Pesca ilegal: falta decisión política
La administración eficiente y estratégica de nuestros recursos marítimos es un tema de gobierno del que nos hemos ocupado reiteradamente desde estas columnas. Todo ciudadano argentino bien puede preguntarse cómo es que la industria pesquera no resulta una de las actividades más relevantes para un país que posee miles de kilómetros de costa, con extensas plataformas continentales, que hacen de su territorio una ventajosa "pampa marítima".
Un sistema axiológico subyace debajo de las regulaciones y políticas de cada Estado. Recientemente, las noticias dieron cuenta de la captura consecutiva de tres buques de procedencia asiática pescando sin permiso dentro de la Zona Económica Exclusiva (ZEE) del Mar Territorial Argentino. Desde Ushuaia, la Armada reforzó los controles en combinación con la Prefectura, atendiendo los reclamos de las intercámaras de la industria pesquera nacional, las más perjudicadas. Las estimaciones hablan de unos 400 buques factoría extranjeros que vienen en busca de calamar y merluza a nuestro Mar Argentino; una verdadera ciudad iluminada cuando el sol cae, luces que además sirven para atraer al calamar, valiosa carga que muchos descargarán en Montevideo para continuar las tropelías. Principalmente coreanos y chinos, pero también rusos, españoles, ingleses y sudafricanos. Cada vez son más los que pescan sin bandera, sin reportar ni informar, contraviniendo normas y depredando los ecosistemas marinos con prácticas como el arrastre indiscriminado de redes, infringiendo un daño económico que se estima en 1000 millones de dólares al año.
Hoy un barco pesquero puede operar durante meses en alta mar sin necesidad de reabastecerse en puerto, hasta dos años se calcula. Los buques denominados transbordadores, con enormes y fortísimas vallas de goma que les permiten amortiguar el efecto de las olas, realizan operaciones de provisión e intercambio con otras naves.
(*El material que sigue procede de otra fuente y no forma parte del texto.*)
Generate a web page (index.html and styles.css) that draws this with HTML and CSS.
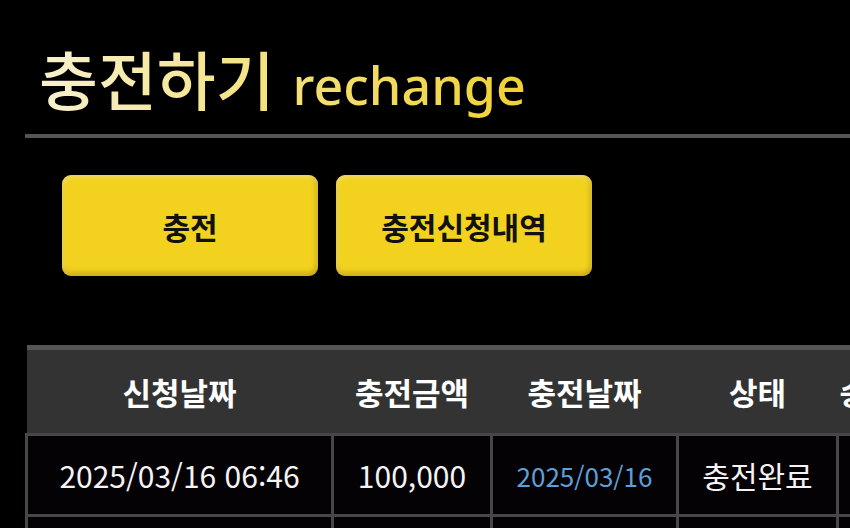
FILE: index.html
```html
<!DOCTYPE html>
<html lang="ko">
<head>
    <meta charset="UTF-8">
    <meta name="viewport" content="width=device-width, initial-scale=1.0">
    <title>충전하기</title>
    <link rel="stylesheet" href="styles.css">
</head>
<body>
    <div class="page">
        <div class="page-head">
            <h1 class="title">충전하기 <span class="en">rechange</span></h1>
        </div>

        <div class="tabs">
            <a class="btn" href="#">충전</a>
            <a class="btn" href="#">충전신청내역</a>
        </div>

        <div class="history">
            <table class="list">
                <thead>
                    <tr>
                        <th class="c-req">신청날짜</th>
                        <th class="c-amt">충전금액</th>
                        <th class="c-date">충전날짜</th>
                        <th class="c-state">상태</th>
                        <th class="c-etc">승인</th>
                    </tr>
                </thead>
                <tbody>
                    <tr>
                        <td>2025/03/16 06:46</td>
                        <td>100,000</td>
                        <td class="done-date">2025/03/16</td>
                        <td>충전완료</td>
                        <td class="etc">-</td>
                    </tr>
                    <tr>
                        <td>2025/03/15 21:12</td>
                        <td>50,000</td>
                        <td class="done-date">2025/03/15</td>
                        <td>충전완료</td>
                        <td class="etc">-</td>
                    </tr>
                </tbody>
            </table>
        </div>
    </div>
</body>
</html>
```

FILE: styles.css
```css
* {
    margin: 0;
    padding: 0;
    box-sizing: border-box;
}

body {
    background: #000;
    overflow: hidden;
    font-family: "Noto Sans CJK KR", "Noto Sans", sans-serif;
    color: #fff;
}

.page {
    padding-left: 25px;
}

/* title + grey rule under it */
.page-head {
    border-bottom: 4px solid #555;
    padding: 37px 0 9px 14px;
}

.title {
    display: inline-block;
    font-size: 64px;
    font-weight: 500;
    line-height: 80px;
    background: linear-gradient(90deg, #f8f1cf 0%, #f4e48a 40%, #efd232 100%);
    -webkit-background-clip: text;
    background-clip: text;
    -webkit-text-fill-color: transparent;
}

.title .en {
    font-family: "Noto Sans", sans-serif;
    font-size: 52px;
    font-weight: 500;
}

.tabs {
    display: flex;
    gap: 18px;
    margin: 37px 0 0 37px;
}

.btn {
    display: flex;
    justify-content: center;
    align-items: center;
    width: 256px;
    height: 101px;
    background: #f2d21e;
    border-radius: 9px;
    color: #111;
    font-size: 30px;
    font-weight: 700;
    text-decoration: none;
    box-shadow: inset 0 3px 4px rgba(255,255,255,0.25),
                inset 0 -4px 5px rgba(120,90,0,0.25),
                inset -3px 0 4px rgba(120,90,0,0.18),
                inset 3px 0 4px rgba(255,255,255,0.15);
}

.history {
    margin-top: 69px;
}

.list {
    width: 920px;
    table-layout: fixed;
    border-collapse: collapse;
    white-space: nowrap;
    text-align: center;
}

.list th {
    height: 87px;
    background: #333;
    border-top: 5px solid #555;
    border-bottom: 2px solid #1c1c1c;
    font-size: 31px;
    font-weight: 700;
    color: #fff;
}

.c-req { width: 306px; }
.c-amt { width: 159px; }
.c-date { width: 186px; }
.c-state { width: 160px; }

.list th.c-etc {
    text-align: left;
    padding-left: 2px;
}

.list td {
    height: 81px;
    border: 3px solid #474747;
    background: #040204;
    font-size: 30px;
    font-weight: 400;
    color: #f4f4f4;
}

.list td.etc {
    padding-left: 40px;
}

.list td.done-date {
    font-size: 26px;
    color: #5e9fd6;
}
```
Este tipo de desarrollos permite a un barco pesquero navegar durante largas temporadas en mares que no forman parte de una jurisdicción ribereña; seguir a un cardumen que se mueve a su antojo, sin necesidad de autolimitarse, o respetar abstractas líneas divisorias cuando un gobierno como el nuestro carece de capacidad de patrullaje y control sobre la vasta geografía marítima. Con apenas cinco buques asignados a tal fin y multas de valores irrisorios a la hora de desalentar el millonario negocio de la pesca ilegal, desactivarla con mayor fuerza supondría modificar el Protocolo de Captura de Buques infractores de las fuerzas argentinas.
Esta realidad, que lleva décadas pero que tiende a agravarse, nos conduce al modelo que entendemos debería inspirar hoy nuestra política pesquera: los acuerdos entre países para administrar, en negociaciones específicas y ad hoc, el aprovechamiento y la explotación sustentable del recurso pesquero. Claramente, el Estado ribereño debe ser uno de los actores principales, aunque la explotación se inicie fuera de aguas jurisdiccionales. Una de las alternativas sería crear una organización regional de Estados ribereños (Argentina, Brasil, Uruguay), que fije reglas a los que pescan afuera y que comprometa protocolos de actuación conjunta que impidan, por ejemplo, que Montevideo sea, como es, centro de aprovisionamiento y logística de muchos buques extranjeros.
Cuando lo que entra en juego es algo tan valioso para la humanidad como un recurso alimenticio, la responsabilidad global debe arbitrar inteligente y coordinadamente los alcances de otros derechos como el del libre comercio o de la propiedad. Las mesas de diálogo para acordar pautas de funcionamiento, que garanticen sustentabilidad, son el eje sobre el cual deben darse estas negociaciones. Para el caso particular de nuestro Atlántico Sur, el desafío es aún mayor porque esa necesidad de coordinación y negociación del intercambio nos pone delante de uno de los temas más sensibles y delicados que afectan a nuestras relaciones exteriores y diplomáticas: el reclamo por nuestra soberanía sobre las islas Malvinas.
Ejercer un liderazgo político coherente, claro y sostenido para lograr este objetivo presupone una visión y una grandeza capaz de resguardar no solo un compromiso histórico con la identidad de nuestra nación, sino también con lo que constituye un recurso alimenticio cuya sustentabilidad urge preservar.